Por outro lado, a organicidade dos assentamentos também confere aos assentados uma vantagem sobre a agricultura familiar convencional na região. De acordo com Nildo Martins, coordenador estadual do setor de produção do MST, não há estatísticas comparativas sobre a renda de uma família assentada e de uma não assentada, mas a diferença é considerável, tendo em vista o custo de produção, as dificuldades no acesso ao créditos, a descontinuidade tanto da liberação dos recursos (quando se consegue liberar) quanto no acompanhamento técnico, e a falta de equipamentos para irrigação. Assim, o que para uma família individual são problemas de difícil solução, nos assentamentos muitas vezes é encaminhado em negociações coletivas, fortalecidas pela intervenção do MST.

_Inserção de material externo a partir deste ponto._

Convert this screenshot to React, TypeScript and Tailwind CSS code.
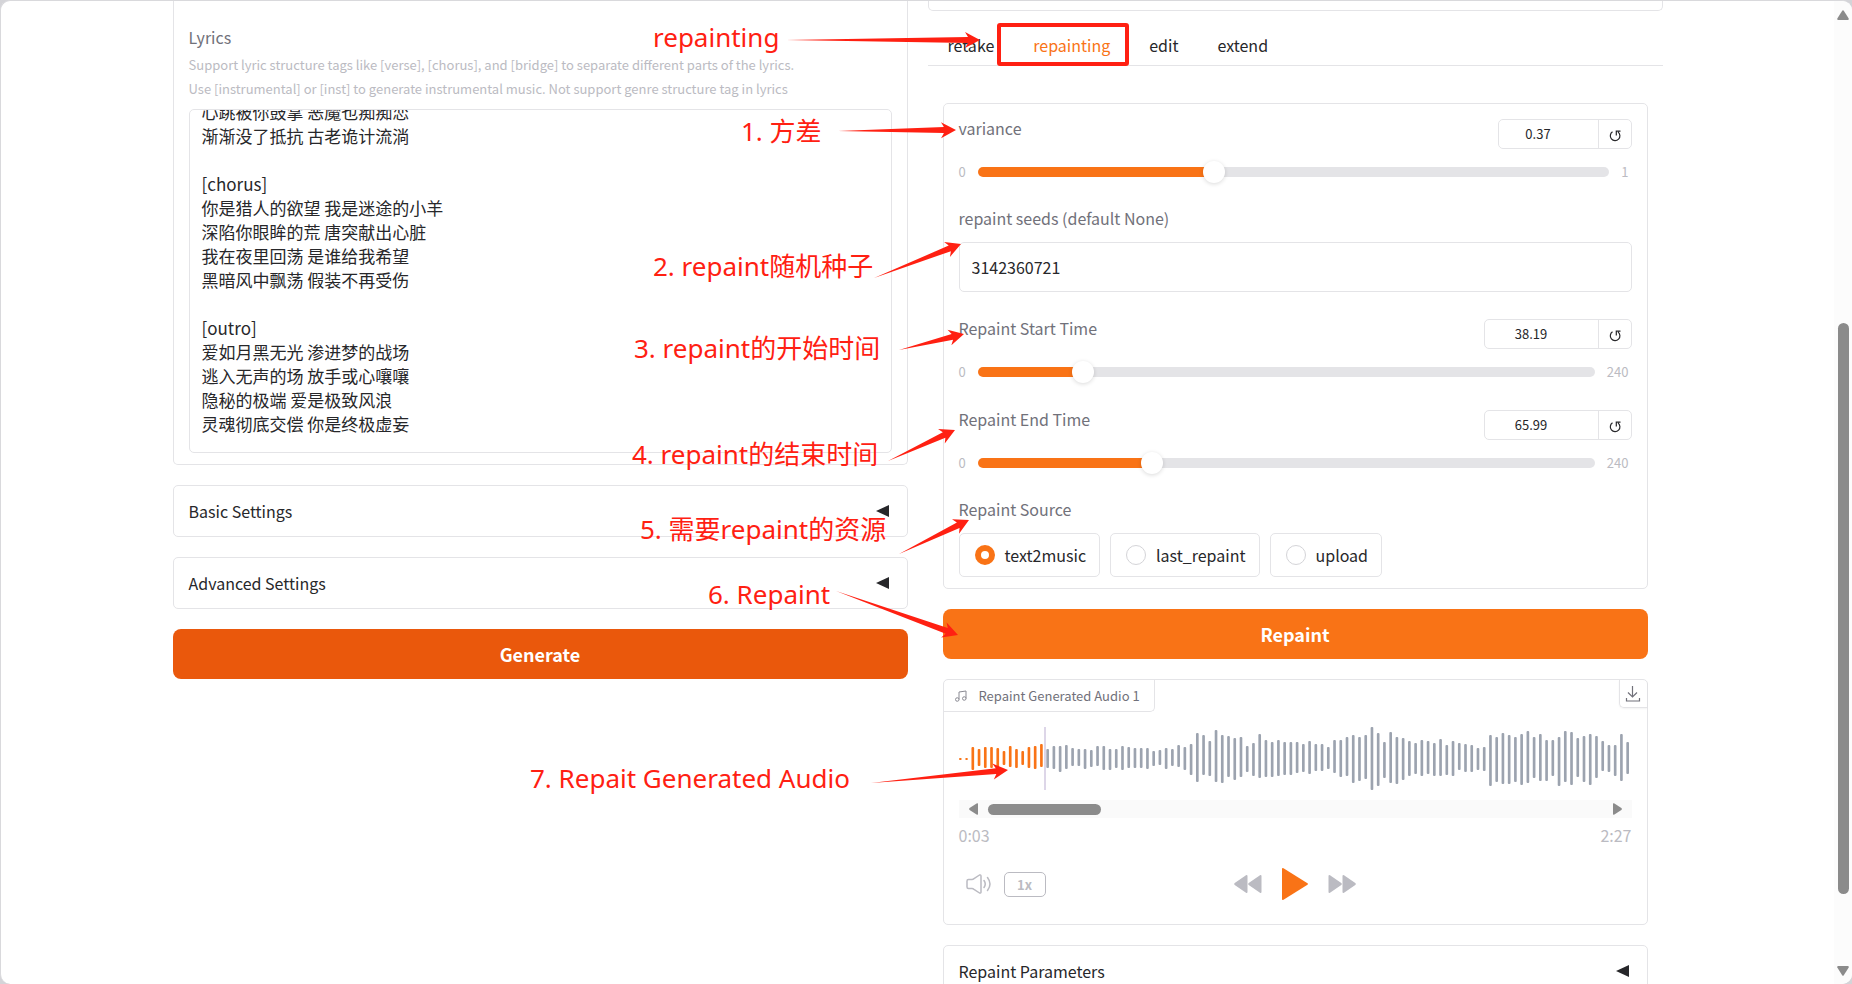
import React, { useEffect, useRef, useState } from 'react';

const LYRICS = `心跳被你鼓掌 恶魔也痴痴恋
渐渐没了抵抗 古老诡计流淌

[chorus]
你是猎人的欲望 我是迷途的小羊
深陷你眼眸的荒 唐突献出心脏
我在夜里回荡 是谁给我希望
黑暗风中飘荡 假装不再受伤

[outro]
爱如月黑无光 渗进梦的战场
逃入无声的场 放手或心嚷嚷
隐秘的极端 爱是极致风浪
灵魂彻底交偿 你是终极虚妄`;

const TABS = ['retake', 'repainting', 'edit', 'extend'];
const SOURCES = ['text2music', 'last_repaint', 'upload'];

// [top, bottom] of each wave bar
const WAVE = [
  [114, 120], [114, 120], [81, 150], [87, 138], [81, 144], [81, 144], [84, 144], [93, 135], [78, 141], [87, 144],
  [93, 135], [81, 144], [78, 147], [72, 141], [87, 144], [78, 147], [78, 156], [75, 147], [84, 138], [87, 138],
  [87, 147], [90, 141], [78, 138], [78, 150], [87, 150], [87, 144], [78, 150], [81, 144], [84, 144], [84, 144],
  [84, 147], [93, 138], [90, 135], [84, 147], [87, 138], [75, 141], [81, 150], [72, 165], [39, 186], [45, 165],
  [63, 168], [30, 186], [45, 189], [48, 171], [54, 180], [51, 171], [78, 156], [69, 168], [42, 174], [60, 171],
  [66, 171], [60, 168], [66, 165], [66, 165], [66, 159], [72, 156], [63, 162], [72, 153], [72, 153], [81, 147],
  [60, 159], [60, 171], [51, 168], [45, 189], [51, 183], [45, 177], [21, 210], [39, 198], [66, 174], [36, 189],
  [51, 192], [54, 180], [63, 168], [69, 162], [60, 168], [63, 162], [69, 168], [57, 168], [75, 165], [63, 168],
  [69, 150], [72, 156], [75, 156], [84, 150], [81, 153], [45, 198], [51, 186], [39, 192], [45, 192], [51, 186],
  [42, 195], [33, 189], [51, 174], [42, 183], [60, 183], [60, 168], [51, 198], [33, 186], [36, 195], [54, 171],
  [48, 186], [42, 195], [48, 174], [63, 153], [75, 156], [75, 168], [42, 183], [66, 162],
];
const PLAYED = 14;

const NOTES = [
  { text: 'repainting', x: 652, y: 18, from: [785, 39], to: [979, 39] },
  { text: '1. 方差', x: 740, y: 112, from: [837, 130], to: [955, 129] },
  { text: '2. repaint随机种子', x: 652, y: 247, from: [873, 277], to: [960, 243] },
  { text: '3. repaint的开始时间', x: 633, y: 329, from: [898, 349], to: [963, 333] },
  { text: '4. repaint的结束时间', x: 631, y: 435, from: [887, 460], to: [954, 429] },
  { text: '5. 需要repaint的资源', x: 639, y: 510, from: [898, 553], to: [968, 519] },
  { text: '6. Repaint', x: 707, y: 575, from: [835, 590], to: [957, 634] },
  { text: '7. Repait Generated Audio', x: 529, y: 759, from: [870, 782], to: [1007, 769] },
];

// tapered arrow with a barbed head
function arrowPoints([x1, y1]: number[], [x2, y2]: number[]) {
  const len = Math.hypot(x2 - x1, y2 - y1);
  const ux = (x2 - x1) / len;
  const uy = (y2 - y1) / len;
  const at = (back: number, side: number) =>
    `${x2 - ux * back - uy * side},${y2 - uy * back + ux * side}`;
  return [`${x1},${y1}`, at(12, -3), at(15, -8), at(0, 0), at(15, 8), at(12, 3)].join(' ');
}

interface SliderFieldProps {
  id: string;
  label: string;
  max: number;
  step: number;
  initial: number;
  wide?: boolean;
}

const SliderField: React.FC<SliderFieldProps> = ({ id, label, max, step, initial, wide }) => {
  const [value, setValue] = useState(initial);
  const ratio = value / max;
  // the thumb is 22px wide, so its centre travels between 11px and 100% - 11px
  const stop = `calc(11px + (100% - 22px) * ${ratio})`;
  const update = (e: React.ChangeEvent<HTMLInputElement>) => setValue(Number(e.target.value));

  return (
    <div>
      <div className="flex h-[30px] items-start justify-between">
        <label htmlFor={id} className="text-base leading-[18px] text-[#71717a]">{label}</label>
        <div className={`flex h-[30px] rounded-[5px] border border-[#e4e4e7] ${wide ? 'w-[148px]' : 'w-[134px]'}`}>
          <input
            type="number"
            aria-label={`${label} value`}
            className="min-w-0 flex-1 appearance-none bg-transparent pr-5 text-center text-[13px] text-[#27272a] outline-none [-moz-appearance:textfield] [&::-webkit-inner-spin-button]:appearance-none"
            value={value}
            step={step}
            onChange={update}
          />
          <button
            type="button"
            aria-label="Reset"
            className="flex w-[33px] items-center justify-center border-l border-[#e4e4e7]"
            onClick={() => setValue(initial)}
          >
            <svg className="mt-1 h-3 w-3" viewBox="0 0 12 12" fill="none" stroke="#27272a" strokeWidth="1.200">
              <path d="M3.500 1.800A4.800 4.800 0 1 0 9 2M7.300 5.500V1.200H11.500" />
            </svg>
          </button>
        </div>
      </div>
      <div className="mt-3 flex h-[22px] items-center gap-3 text-[13px] text-[#bbbbc2]">
        <span>0</span>
        <input
          id={id}
          type="range"
          min={0}
          max={max}
          step={step}
          value={value}
          onChange={update}
          className="h-[10px] min-w-0 flex-1 appearance-none rounded-full [&::-webkit-slider-thumb]:h-[22px] [&::-webkit-slider-thumb]:w-[22px] [&::-webkit-slider-thumb]:appearance-none [&::-webkit-slider-thumb]:rounded-full [&::-webkit-slider-thumb]:bg-white [&::-webkit-slider-thumb]:shadow-[0_1px_4px_rgba(0,0,0,0.15)]"
          style={{ background: `linear-gradient(to right, #f97316 ${stop}, #e4e4e7 ${stop})` }}
        />
        <span className="pr-[3px]">{max}</span>
      </div>
    </div>
  );
};

const Accordion: React.FC<{ title: string }> = ({ title }) => (
  <button
    type="button"
    className="flex h-[52px] w-full shrink-0 items-center justify-between rounded-[5px] border border-[#e4e4e7] px-[15px] text-base text-[#27272a]"
  >
    {title}
    <svg className="mr-[3px] h-3 w-[13px]" viewBox="0 0 13 12" fill="#27272a">
      <path d="M0 6 13 0v12z" />
    </svg>
  </button>
);

const Waveform: React.FC = () => (
  <svg className="block h-[63px] w-full" viewBox="0 21 2019 189" preserveAspectRatio="none">
    {WAVE.map(([top, bottom], i) => (
      <rect
        key={i}
        x={i * 18.71}
        y={top}
        width={8}
        height={bottom - top}
        rx={3}
        fill={i < PLAYED ? '#f97316' : '#9ca3af'}
      />
    ))}
    <rect x={255} y={21} width={6} height={189} fill="#ddd6e8" />
  </svg>
);

const AudioPlayer: React.FC = () => (
  <section className="relative h-[246px] shrink-0 rounded-[5px] border border-[#e4e4e7] px-[15px] pt-[47px]">
    <div className="absolute top-0 left-0 flex h-8 items-center rounded-br-[5px] border-r border-b border-[#e4e4e7] pr-[14px] pl-[11px] text-[13px] text-[#71717a]">
      <svg className="mr-3 h-3 w-3" viewBox="0 0 24 24" fill="none" stroke="#8a8a93" strokeWidth="2">
        <path d="M8 19V4l14-2v15" />
        <circle cx="4.500" cy="19" r="3.500" />
        <circle cx="18.500" cy="17" r="3.500" />
      </svg>
      Repaint Generated Audio 1
    </div>
    <button
      type="button"
      aria-label="Download"
      className="absolute top-0 right-0 flex h-[28px] w-7 items-center justify-center rounded-bl-[5px] border-b border-l border-[#e4e4e7] shadow-xs"
    >
      <svg className="h-4 w-4" viewBox="0 0 16 16" fill="none" stroke="#71717a" strokeWidth="1.200">
        <path d="M7.500 0v11M3 6.500l4.500 4.500 4.500-4.500M1.500 12v3h13v-3" />
      </svg>
    </button>

    <Waveform />
    <div className="mt-[10px] flex h-[18px] items-center bg-[#fafafa] px-[10px]">
      <svg className="h-3 w-[9px]" viewBox="0 0 9 12" fill="#8b8b8b">
        <path d="M8 .3Q9 0 9 1v10q0 1-1 .7L.6 7Q-.4 6 .6 5z" />
      </svg>
      <div className="ml-[10px] h-[11px] w-[113px] rounded-full bg-[#8b8b8b]" />
      <svg className="ml-auto h-3 w-[9px]" viewBox="0 0 9 12" fill="#8b8b8b">
        <path d="M1 .3Q0 0 0 1v10q0 1 1 .7L8.400 7q1-1 0-2z" />
      </svg>
    </div>
    <div className="mt-[7px] flex justify-between text-base leading-5 text-[#bbbbc2]">
      <span>0:03</span>
      <span>2:27</span>
    </div>

    <div className="mt-[23px] grid h-8 grid-cols-3 items-center">
      <div className="flex items-center gap-[13px] pl-[7px]">
        <button type="button" aria-label="Volume">
          <svg className="block h-5 w-[25px]" viewBox="0 0 25 20" fill="none" stroke="#bbbbc2" strokeWidth="1.500" strokeLinejoin="round" strokeLinecap="round">
            <path d="M2.500 5.500H6q1 0 2-.8L13.500 1q1.500-.5 1.500 1v16q0 1.500-1.500 1L8 15.300q-1-.8-2-.8H2.500Q1 14.500 1 13V7q0-1.500 1.500-1.500zM18 6.500q2.500 3.500 0 7M21.500 3.500q5 6.500 0 13" />
          </svg>
        </button>
        <button type="button" className="h-[25px] w-[42px] rounded-[5px] border border-[#bbbbc2] text-[13px] leading-[23px] font-bold text-[#bbbbc2]">
          1x
        </button>
      </div>
      <div className="flex items-center justify-center gap-5">
        <button type="button" aria-label="Rewind">
          <svg className="block h-[18px] w-7" viewBox="0 0 28 18" fill="#bbbbc2">
            <path d="M12 .3q1.500-.7 1.500 1v15.400q0 1.700-1.500 1L.7 10q-1-1 0-2zM26 .3q1.500-.7 1.500 1v15.400q0 1.700-1.500 1L14.700 10q-1-1 0-2z" />
          </svg>
        </button>
        <button type="button" aria-label="Play">
          <svg className="block h-8 w-[26px]" viewBox="0 0 26 32" fill="#f97316">
            <path d="M0 1q0-1.500 1.500-.7L25.500 15.300q.8.700 0 1.400L1.500 31.700Q0 32.500 0 31z" />
          </svg>
        </button>
        <button type="button" aria-label="Forward">
          <svg className="block h-[18px] w-7" viewBox="0 0 28 18" fill="#bbbbc2">
            <path d="M2 .3Q.5-.4.5 1.300v15.400q0 1.700 1.500 1L13.300 10q1-1 0-2zM16 .3q-1.500-.7-1.500 1v15.400q0 1.700 1.500 1L27.300 10q1-1 0-2z" />
          </svg>
        </button>
      </div>
    </div>
  </section>
);

const RepaintPanel: React.FC = () => {
  const [source, setSource] = useState('text2music');

  return (
    <section className="flex flex-col gap-[27px] rounded-[5px] border border-[#e4e4e7] px-[15px] pt-[15px] pb-[11px]">
      <SliderField id="variance" label="variance" max={1} step={0.01} initial={0.37} />
      <div>
        <label htmlFor="seeds" className="block text-base leading-4 text-[#71717a]">
          repaint seeds (default None)
        </label>
        <input
          id="seeds"
          type="text"
          defaultValue="3142360721"
          className="mt-4 h-[50px] w-full rounded-[5px] border border-[#e4e4e7] px-3 text-base text-[#27272a] outline-none"
        />
      </div>
      <SliderField id="start" label="Repaint Start Time" max={240} step={0.01} initial={38.19} wide />
      <SliderField id="end" label="Repaint End Time" max={240} step={0.01} initial={65.99} wide />
      <fieldset>
        <legend className="text-base leading-4 text-[#71717a]">Repaint Source</legend>
        <div className="mt-4 flex gap-[10px]">
          {SOURCES.map((name) => (
            <label
              key={name}
              className="flex h-11 items-center gap-[10px] rounded-[5px] border border-[#e4e4e7] pr-[13px] pl-[15px] text-base text-[#27272a]"
            >
              <input
                type="radio"
                name="source"
                checked={source === name}
                onChange={() => setSource(name)}
                className="h-5 w-5 appearance-none rounded-full border border-[#d4d4d8] bg-white checked:border-[6px] checked:border-[#f97316]"
              />
              {name}
            </label>
          ))}
        </div>
      </fieldset>
    </section>
  );
};

export default function App() {
  const [tab, setTab] = useState('repainting');
  const lyricsRef = useRef<HTMLTextAreaElement>(null);

  useEffect(() => {
    if (lyricsRef.current) {
      lyricsRef.current.scrollTop = lyricsRef.current.scrollHeight;
    }
  }, []);

  return (
    <div className="h-screen overflow-hidden bg-[#d4d4d8] font-['Noto_Sans_CJK_SC',sans-serif]">
      <div className="relative flex h-full overflow-hidden rounded-[10px] border-t border-l border-[#d9d9dc] bg-white">
        <main className="min-w-0 flex-1">
          <div className="mx-auto flex max-w-[1490px] items-start gap-5">
            {/* Left column */}
            <div className="flex min-w-0 flex-1 flex-col gap-5">
              <section className="flex flex-col rounded-b-[5px] border border-t-0 border-[#e4e4e7] px-[15px] pt-[26px] pb-[11px]">
                <label htmlFor="lyrics" className="text-base leading-5 text-[#71717a]">Lyrics</label>
                <p className="mt-[6px] text-[13px] leading-6 text-[#bbbbc2]">
                  Support lyric structure tags like [verse], [chorus], and [bridge] to separate different parts of the lyrics.
                  <br />
                  Use [instrumental] or [inst] to generate instrumental music. Not support genre structure tag in lyrics
                </p>
                <textarea
                  id="lyrics"
                  ref={lyricsRef}
                  defaultValue={LYRICS}
                  className="mt-2 h-[344px] w-full resize-none rounded-[5px] border border-[#e4e4e7] px-3 pt-3 pb-4 text-[17px] leading-6 text-[#27272a] outline-none [scrollbar-width:none]"
                />
              </section>
              <Accordion title="Basic Settings" />
              <Accordion title="Advanced Settings" />
              <button type="button" className="h-[50px] rounded-lg bg-[#ea580c] text-lg font-bold text-white">
                Generate
              </button>
            </div>

            {/* Right column */}
            <div className="min-w-0 flex-1">
              <div className="h-[10px] rounded-b-[5px] border border-t-0 border-[#e4e4e7]" />
              <div role="tablist" className="flex h-[55px] items-center border-b border-[#e4e4e7] pt-[14px]">
                {TABS.map((name) => (
                  <button
                    key={name}
                    type="button"
                    role="tab"
                    aria-selected={tab === name}
                    onClick={() => setTab(name)}
                    className={`pr-[19px] pl-5 text-base ${tab === name ? 'text-[#f97316]' : 'text-[#27272a]'}`}
                  >
                    {name}
                  </button>
                ))}
              </div>
              <div className="flex flex-col gap-5 px-[15px] pt-[37px]">
                <RepaintPanel />
                <button type="button" className="h-[50px] rounded-lg bg-[#f97316] text-lg font-bold text-white">
                  Repaint
                </button>
                <AudioPlayer />
                <Accordion title="Repaint Parameters" />
              </div>
            </div>
          </div>
        </main>

        {/* Page scrollbar */}
        <div className="flex w-[18px] shrink-0 flex-col items-center bg-[#fcfcfc] pt-[9px] pb-2">
          <svg className="h-[10px] w-3" viewBox="0 0 12 10" fill="#8b8b8b">
            <path d="M5.200.8q.8-1 1.600 0L11.700 8.500Q12 10 11 10H1Q0 10 .3 8.500z" />
          </svg>
          <div className="flex w-full flex-1 flex-col items-center py-2">
            <div className="grow-[295]" />
            <div className="w-[11px] grow-[570] rounded-full bg-[#8b8b8b]" />
            <div className="grow-[64]" />
          </div>
          <svg className="h-[10px] w-3" viewBox="0 0 12 10" fill="#8b8b8b">
            <path d="M5.200 9.200q.8 1 1.600 0L11.700 1.500Q12 0 11 0H1Q0 0 .3 1.500z" />
          </svg>
        </div>

        {/* Annotations over the page */}
        <div className="pointer-events-none absolute inset-0 font-['Noto_Sans','Noto_Sans_CJK_SC',sans-serif] text-[26px] leading-9 whitespace-nowrap text-[#ff2012]">
          <svg className="absolute inset-0 h-full w-full" fill="#ff2012">
            {NOTES.map((note) => (
              <polygon key={note.text} points={arrowPoints(note.from, note.to)} />
            ))}
          </svg>
          {NOTES.map((note) => (
            <span key={note.text} className="absolute" style={{ left: note.x, top: note.y }}>
              {note.text}
            </span>
          ))}
          <div className="absolute top-[22px] left-[996px] h-[43px] w-[132px] rounded-[3px] border-4 border-[#ff2012]" />
        </div>
      </div>
    </div>
  );
}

Nesse sentido, avalia Nildo, apesar da inexistência de dados organizados sobre a média dos vencimentos de uma família assentada, é possível afirmar que as condições de vida são superiores às da média regional. “A criação de pequenos animais e a produção de hortaliças, grãos e frutíferas tanto nas áreas de produção quanto no entorno das casas, garantem parte dos alimentos que vão diretamente à mesa do assentado. Com a comercialização da produção excedentes das parcelas, em boa parte dos assentamentos calcula-se – a partir de relatos dos assentados – uma renda de aproximados de 1,5 a 2,0 salários mínimos/mês”.